I doubt that. One reason is that the PS3/360 are still over $200. Plus, I'd think the price of putting together more advanced tech would increase much faster than the actual improvement in visuals. Diminishing returns, etc.


----

I think Nintendo may be holding off until some new innovation comes along to warrant something more than a simple upgrade to Wii.
 
Zachack said:
I think you need to go outside and get some fresh air because you're getting really worked up and creepily defensive.

And there's nothing wrong with a game like Two Thrones on PSP. There's nothing wrong with any kind of game on a portable device provided the device has a suspend mode. The only time a game is "wrong" for a device is if the controls are clearly unsuited to the task (like some iPhone games) or when a game is on a console in competition to a fanboy's preferred console, which is what you're doing right now.

Seriously? Bitter butterballs like you made yesterday fun but it's getting a bit tiresome now.
 

Manus

Member
Well they already have me looking forward to more titles than both Microsoft and Sony put together. Which hasn't happened in about 10 years so their doing something right.
 
legend166 said:
Decent theory, but I think it misses an important point: Nintendo the developer has never been able to capture the 'dudebro crowd'. Franchises like F-Zero, Starfox, Pikmin, etc, are loved by the actual hardcore, enthusiast crowd, but the guy who buys CoD, GTA and Madden couldn't care less.

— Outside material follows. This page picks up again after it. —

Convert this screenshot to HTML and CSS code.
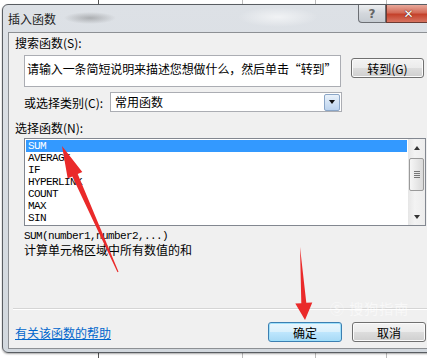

Nintendo will have to rely on heavily on third parties to capture that crowd.


This is a very, very important point. The hardcore crowd in the sense that you would associate most of Neogaf with is entirely different from the "hardcore" crowd that buys Madden and CoD and Halo in massive droves. The same people who made Modern Warfare such a hit would laugh at games like Kirby or Mario or LittleBigPlanet. They only want to play things that coincide with masculinity. Blood, guns, and healthy amounts of beard scruff sell games to dudebro-hardcore gamers, they really could care less about game mechanics or innovations. In a way they're just casual gamers with different aesthetic desires.